Iron Finance’s stablecoin (IRON) was 75% backed by USDC, which is fully backed by dollars. The other 25% of backing was provided by TITAN, a “share token” or “balancer token” also created by Iron Finance itself. The Titan token was burned or printed as needed to maintain Iron’s one-dollar peg. (The Daily Gwei has a more detailed breakdown of the IRON system.)
Other algorithmic stablecoins may be more sophisticated or robust than what Iron built, but most use a similar multi-token system. You may begin to see the intractable core problem: In very broad terms, these projects are fractional reserve banks. Bitcoiners and other “hard money” advocates loathe fractional reserve banking like vampires loathe garlic because of the risk of exactly the sort of catastrophe that hit Iron.
Things went south for Iron starting overnight Wednesday when the value of the Titan share token fell from $65 to $60 – and then quickly to what I’ll just call “effectively zero.” The drop was so sharp in part because, once Titan fell just slightly too low, the incentives behind the stablecoin became perverse, creating an arbitrage opportunity that was ruthlessly exploited. The role of an arbitrage parallels the fall of the English pound’s peg in the late Eighties, and it will be interesting to find out who made the George Soros money in this crypto-replay.
Iron’s creators attempted to not only justify, but seemingly to glorify their failure by claiming in a postmortem that “we just experienced the world’s first large-scale crypto bank run.” To which I would say two things: a) No, you didn’t, and b) those words don’t mean what you seem to think they mean.
First of all, the “world’s first large-scale crypto bank run” happened in 2014, when customers around the world struggled frantically to get a total of 850,000 BTC out of Mt. Gox, an early bitcoin exchange. Those were worth about $425 million at the time, or roughly $33 billion at today’s prices. And customers were right to scramble: despite calming assurances from those in charge, Mt. Gox really didn’t have their money. Most of it was lost in an apparent hack, and as of January 2021, only about 23% of depositors’ bitcoin has been recovered.
It’s not clear how much Iron holders have lost, but the protocol at its peak had $2 billion in collateral on its books. Even if all of that’s gone, compared to Gox, those are rookie numbers.
There is another difference here. Mt. Gox actually had the money at some point, then lost it.
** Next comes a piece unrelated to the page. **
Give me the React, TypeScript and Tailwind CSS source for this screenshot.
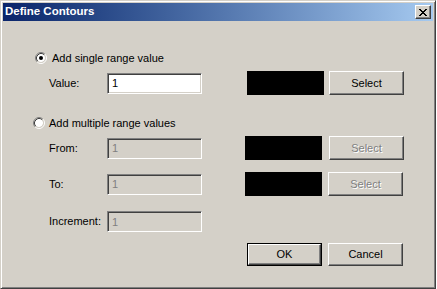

But the entire point of Iron and other algorithmic stablecoins is that the money isn’t really there in the first place: no matter the complex rules for burning or printing Titan, Iron was still a dollar-denominated token backed only 75% by anything resembling dollars. This was ultimately why a slight price fluctuation led to death-spiral panic-selling: Everyone wanted to get out before the bottom of the barrel was in sight.
So, just as with Mt. Gox – and despite what Iron Finance argues in its aw-shucks-non-apology – this bank run didn’t cause the collapse of the system. Here’s a fantastic quote on the subject from banking economist George Kaufman:
“The fable is that a run can bring down a solvent bank. What a run does is: It causes an insolvent bank to be recognized as insolvent.”
Kaufman wasn’t talking about Mt. Gox or Iron, but about Enron, a company that was essentially one very big leverage-driven scam from the bottom to the top. Through its masterful (and evil) manipulation of equity and accounting rules, Enron spent more than a decade propping up its stock price by essentially printing its own money, in the form of varieties of stock in itself and subsidiaries.
It used that money, in various arcane maneuvers, to buy parts of itself from other parts of itself, then book those sales as revenue reported to Wall Street. This is how Enron’s revenue and stock managed to grow at an impressive and steady pace. It was all fake, and eventually that became clear to the public.
Are all algorithmic stablecoins subject to the same risk? Can you print your own money, then move it around in a sophisticated enough way that it somehow becomes worth 25% of an actual dollar? I remain willing to be convinced. But until that happens, my personal assumption is that algorithmic stablecoins are basically magic beans. Mark Cuban now wants them regulated, but in the meantime, you can protect yourself from another “classic bank run” by simply steering clear.